Second, the fact that there’s a general shift across the translations toward a kind of literalism is of real significance. This slowly developing literalism perhaps mirrors the individual’s engagement with this sort of text: at first a kind of wild approximation that glosses over all kinds of grammatical nuances and sometimes whole phrases; later a more careful recognition of overlooked elements of the text; finally an attempt to take in the text as honestly as possible while nonetheless trying to nuance its meaning to make the best sense of it possible. That the process doesn’t end in unmitigated literalism is interesting. The development of a kind of literalism can be the mark either of a more mature, more honest engagement with the text, or of an attempt to be precise about grammatical structure simply because one comes to see that one’s interpretations are entirely speculative. That literalism—as far as possible, anyway—hasn’t been fully achieved even at the end suggest that there are certain interpretive moves that are still being made.

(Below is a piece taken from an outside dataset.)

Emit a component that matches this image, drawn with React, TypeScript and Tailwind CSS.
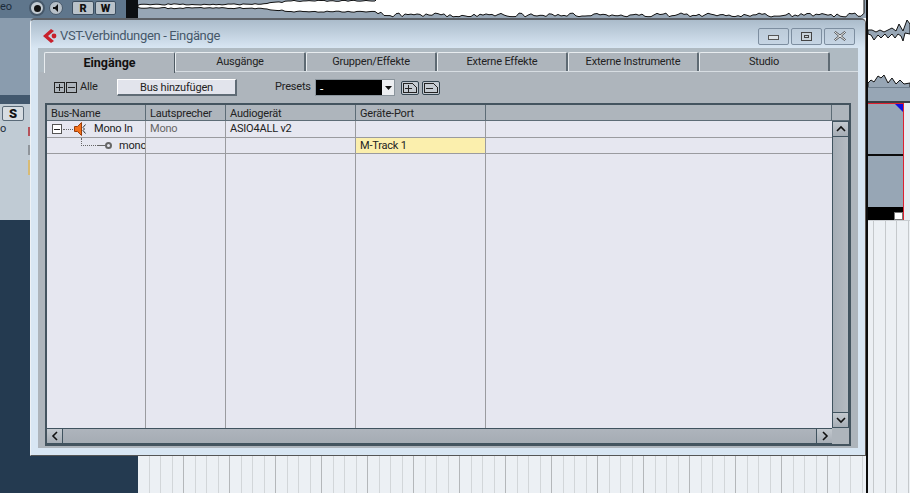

Third, we have a few suggested interpretations that have emerged along the way—perhaps particularly where there’s agreement across the several translations. All three translations, interestingly, take the “compound in one” business to be a further elaboration of opposition playing its role in the creation, not of what would be the case were opposition not to exist. All three translations also recognize the ordered series of paired existential opposites in the last part of the verse, suggesting that this is more obvious in the English “original” than the ethical opposites earlier in the passage. All three translations agree to render “righteousness” as justice, not as droiture, all pointing in the direction of certain political possibilities inherent in the text. Finally, all three translations agree that a certain balance has to be struck between literalism and symmetry in rendering Lehi’s paired opposites, suggesting that there’s a certain something that’s compromised in the “original” English text.
All this should give us food for thought as we work through the process of interpreting 2 Nephi 2:11 for ourselves, and in the language of the “original.”